La mairesse soutient que « la Ville ne peut pas devenir propriétaire de tous les bâtiments patrimoniaux ».

Valeur patrimoniale

« Elle est lourdement endommagée pour la garder. Elle a tellement eu de modifications qu’elle ne ressemble plus à la valeur patrimoniale qu’elle évoquait. C’est un aspect qu’on doit prendre en considération », soutient Mme Labbé.

Paul-Henri Hudon, ancien président de la Société d’histoire de la Seigneurie de Chambly, mentionne que la résidence « n’a pas de valeur architecturale exceptionnelle. Elle a cependant une valeur comme témoin historique de certains usages municipaux ».

Louise Chevrier, passionnée de patrimoine, mentionne qu’on « voit la forme du marché dans la toiture, mais qu’il est évident que la maison a été modifiée ». On peut également apercevoir une partie de la tour de séchage des tuyaux de pompiers.
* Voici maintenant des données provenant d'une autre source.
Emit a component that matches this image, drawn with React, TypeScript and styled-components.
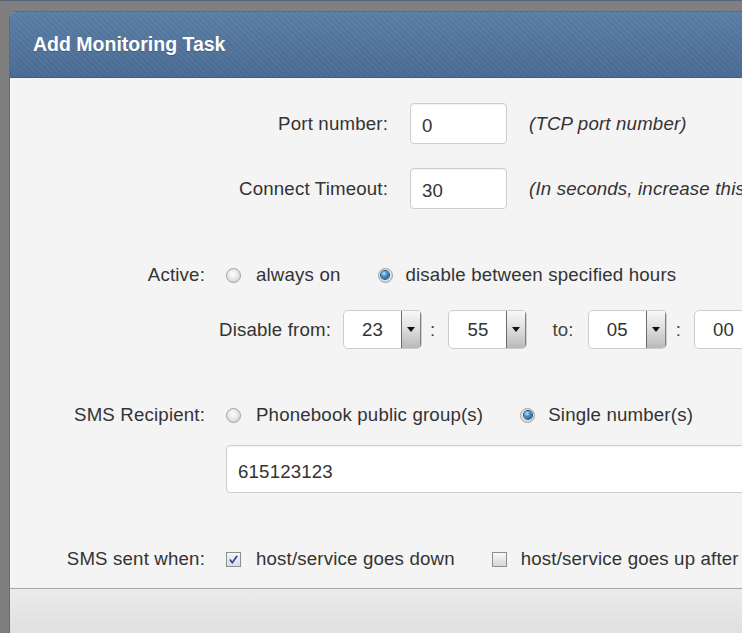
import React from 'react';
import styled, { createGlobalStyle } from 'styled-components';

const Global = createGlobalStyle`
  html, body { margin: 0; padding: 0; background: #7f7f7f; overflow: hidden; }
  body { font-family: "Liberation Sans", Arial, sans-serif; }
  * { box-sizing: border-box; }
`;

const Backdrop = styled.div`
  height: 633px;
  border-top: 1px solid #56677b;
  padding: 10px 0 0 9px;
  background: #7f7f7f;
  overflow: hidden;
`;

const Modal = styled.div`
  width: 1000px;
  border: 1px solid #5d6b7a;
  border-bottom: none;
  border-radius: 6px 6px 0 0;
  overflow: hidden;
  background: #f4f4f4;
`;

const Header = styled.div`
  height: 66px;
  display: flex;
  align-items: center;
  padding: 0 0 0 23px;
  border-bottom: 1px solid #3e5c80;
  background:
    repeating-linear-gradient(45deg, rgba(255,255,255,0.025) 0 2px, rgba(0,0,0,0.025) 2px 4px),
    linear-gradient(#5b7fa7, #4a6c93);
`;

const Title = styled.h3`
  margin: 0;
  font-size: 19.5px;
  font-weight: bold;
  color: #ffffff;
  text-shadow: 0 1px 1px rgba(0,0,0,0.2);
`;

const FormBody = styled.div`
  height: 510px;
  padding: 25px 0 0 0;
  display: flex;
  flex-direction: column;
  color: #333;
  font-size: 18.67px;
  letter-spacing: 0.17px;
`;

const Row = styled.div<{ $mt?: number; $h: number; $gap: number; $indent?: number }>`
  display: flex;
  align-items: center;
  margin-top: ${p => p.$mt ?? 0}px;
  height: ${p => p.$h}px;
  gap: ${p => p.$gap}px;
  padding-left: ${p => p.$indent ?? 0}px;
  flex: none;
  white-space: nowrap;
`;

const Label = styled.label<{ $w?: number; $mr?: number }>`
  ${p => (p.$w ? `width: ${p.$w}px; text-align: right;` : '')}
  margin-right: ${p => p.$mr ?? 0}px;
  flex: none;
`;

const TextInput = styled.input<{ $w: number; $h: number }>`
  width: ${p => p.$w}px;
  height: ${p => p.$h}px;
  flex: none;
  border: 1px solid #cdcdcd;
  border-radius: 4px;
  background: #fff;
  padding: 5px 11px 0;
  font-family: "Liberation Sans", Arial, sans-serif;
  font-size: 18.67px;
  letter-spacing: 0.17px;
  color: #333;
  box-shadow: inset 0 1px 1px rgba(0,0,0,0.05);
  outline: none;
`;

const Hint = styled.span`
  font-style: italic;
  color: #333;
`;

const SelectBox = styled.div`
  display: flex;
  width: 79px;
  height: 39px;
  flex: none;
  border: 1px solid #cdcdcd;
  border-radius: 5px;
  background: #fff;
  overflow: hidden;
`;

const SelectValue = styled.span`
  flex: 1;
  display: flex;
  align-items: center;
  justify-content: center;
`;

const SelectArrow = styled.span`
  width: 20px;
  flex: none;
  display: flex;
  align-items: center;
  justify-content: center;
  border-left: 1px solid #6a6a6a;
  border-right: 1px solid #808080;
  background: linear-gradient(#f8f8f8, #e0e0e0 45%, #b9b9b9);
  &::before {
    content: '';
    border-left: 4.5px solid transparent;
    border-right: 4.5px solid transparent;
    border-top: 5px solid #111;
  }
`;

const Sep = styled.span<{ $l: number; $r: number }>`
  margin: 0 ${p => p.$r}px 0 ${p => p.$l}px;
  color: #444;
`;

const Options = styled.div`
  display: flex;
  align-items: center;
  gap: 37px;
`;

const Option = styled.span<{ $gap?: number }>`
  display: inline-flex;
  align-items: center;
  gap: ${p => p.$gap ?? 15}px;
`;

const RadioCircle = styled.span`
  width: 15px;
  height: 15px;
  flex: none;
  border-radius: 50%;
  border: 1px solid #a0a0a0;
  background: radial-gradient(circle at 45% 40%, #ffffff 0%, #e8e8e8 45%, #c9c9c9 100%);
  display: flex;
  align-items: center;
  justify-content: center;
`;

const RadioDot = styled.span`
  width: 8px;
  height: 8px;
  border-radius: 50%;
  background: radial-gradient(circle at 38% 32%, #bfe4fa 0%, #3f8fcc 40%, #124a7c 100%);
  box-shadow: 0 0 0 1px #234e74;
`;

const CheckBox = styled.span<{ $on?: boolean }>`
  width: 15px;
  height: 15px;
  flex: none;
  border: 1px solid #8e8e8e;
  background: ${p => (p.$on ? 'linear-gradient(#f3f5fb, #d8dce6)' : 'linear-gradient(#f9f9f9, #d6d6d6)')};
  display: flex;
  align-items: center;
  justify-content: center;
`;

const Footer = styled.div`
  height: 60px;
  border-top: 1px solid #a6a6a6;
  background: linear-gradient(#ebebeb, #dcdcdc);
`;

const Radio = ({ checked }: { checked?: boolean }) => (
  <RadioCircle>{checked && <RadioDot />}</RadioCircle>
);

const Check = ({ checked }: { checked?: boolean }) => (
  <CheckBox $on={checked}>
    {checked && (
      <svg width="11" height="11" viewBox="0 0 11 11">
        <path d="M1.8 5.6 L4.3 8.6 L9.2 1.8" fill="none" stroke="#2d3f9c" strokeWidth="1.6" />
      </svg>
    )}
  </CheckBox>
);

const Select = ({ value }: { value: string }) => (
  <SelectBox>
    <SelectValue>{value}</SelectValue>
    <SelectArrow />
  </SelectBox>
);

export default function App() {
  return (
    <>
      <Global />
      <Backdrop>
        <Modal>
          <Header>
            <Title>Add Monitoring Task</Title>
          </Header>
          <FormBody>
            <Row $h={41} $gap={22}>
              <Label $w={378}>Port number:</Label>
              <TextInput $w={97} $h={41} defaultValue="0" />
              <Hint>(TCP port number)</Hint>
            </Row>
            <Row $mt={24} $h={41} $gap={22}>
              <Label $w={378}>Connect Timeout:</Label>
              <TextInput $w={97} $h={41} defaultValue="30" />
              <Hint>(In seconds, increase this if the host is slow to respond)</Hint>
            </Row>
            <Row $mt={51} $h={30} $gap={21}>
              <Label $w={195}>Active:</Label>
              <Options>
                <Option><Radio />always on</Option>
                <Option $gap={13}><Radio checked />disable between specified hours</Option>
              </Options>
            </Row>
            <Row $mt={20} $h={39} $gap={0} $indent={209}>
              <Label $mr={12}>Disable from:</Label>
              <Select value="23" />
              <Sep $l={8} $r={13}>:</Sep>
              <Select value="55" />
              <Sep $l={25} $r={14}>to:</Sep>
              <Select value="05" />
              <Sep $l={9} $r={13}>:</Sep>
              <Select value="00" />
            </Row>
            <Row $mt={51} $h={30} $gap={21}>
              <Label $w={195}>SMS Recipient:</Label>
              <Options>
                <Option><Radio />Phonebook public group(s)</Option>
                <Option $gap={13}><Radio checked />Single number(s)</Option>
              </Options>
            </Row>
            <Row $mt={15} $h={48} $gap={0} $indent={216}>
              <TextInput $w={640} $h={48} defaultValue="615123123" />
            </Row>
            <Row $mt={51} $h={30} $gap={21}>
              <Label $w={195}>SMS sent when:</Label>
              <Options>
                <Option><Check checked />host/service goes down</Option>
                <Option $gap={14}><Check />host/service goes up after being down</Option>
              </Options>
            </Row>
          </FormBody>
          <Footer />
        </Modal>
      </Backdrop>
    </>
  );
}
« J’aimerais qu’on conserve tout ce qui est patrimonial, mais je sais bien que c’est irréaliste », dit Mme Chevrier. Elle aimerait cependant que la mémoire du lieu soit conservée.

William Bonin, qui a déjà siégé au comité de consultation d’urbanisme à Chambly, souhaite que la Ville fasse inspecter la maison par un expert en bâtiment historique et qu’elle demande au ministère de la Culture si cette maison peut être citée. « Afin d’éviter un traumatisme (comme celui vécu par la destruction de la maison Boileau), il est mieux de faire les vérifications. S’il n’y a pas d’intérêt, il va falloir vivre avec la décision, mais au moins, on aura fait l’effort », soutient-il.

 

Grandes étapes à venir

Avant de délivrer un permis de démolition, voici les étapes que ce dossier doit encore traverser.

Assemblée publique du comité de démolition le 18 février.

La population a ensuite 30 jours pour faire appel de la décision. Le 18 mars sera donc la limite pour interjeter appel de la décision devant le conseil municipal.

S’il n’y a pas d’opposition, le permis pourra être délivré le 19 mars. Sinon, les élus devront trancher lors de la séance du 7 avril. Un permis pourrait être délivré le 8 avril si le conseil municipal est favorable, sinon, aucun permis ne sera émis.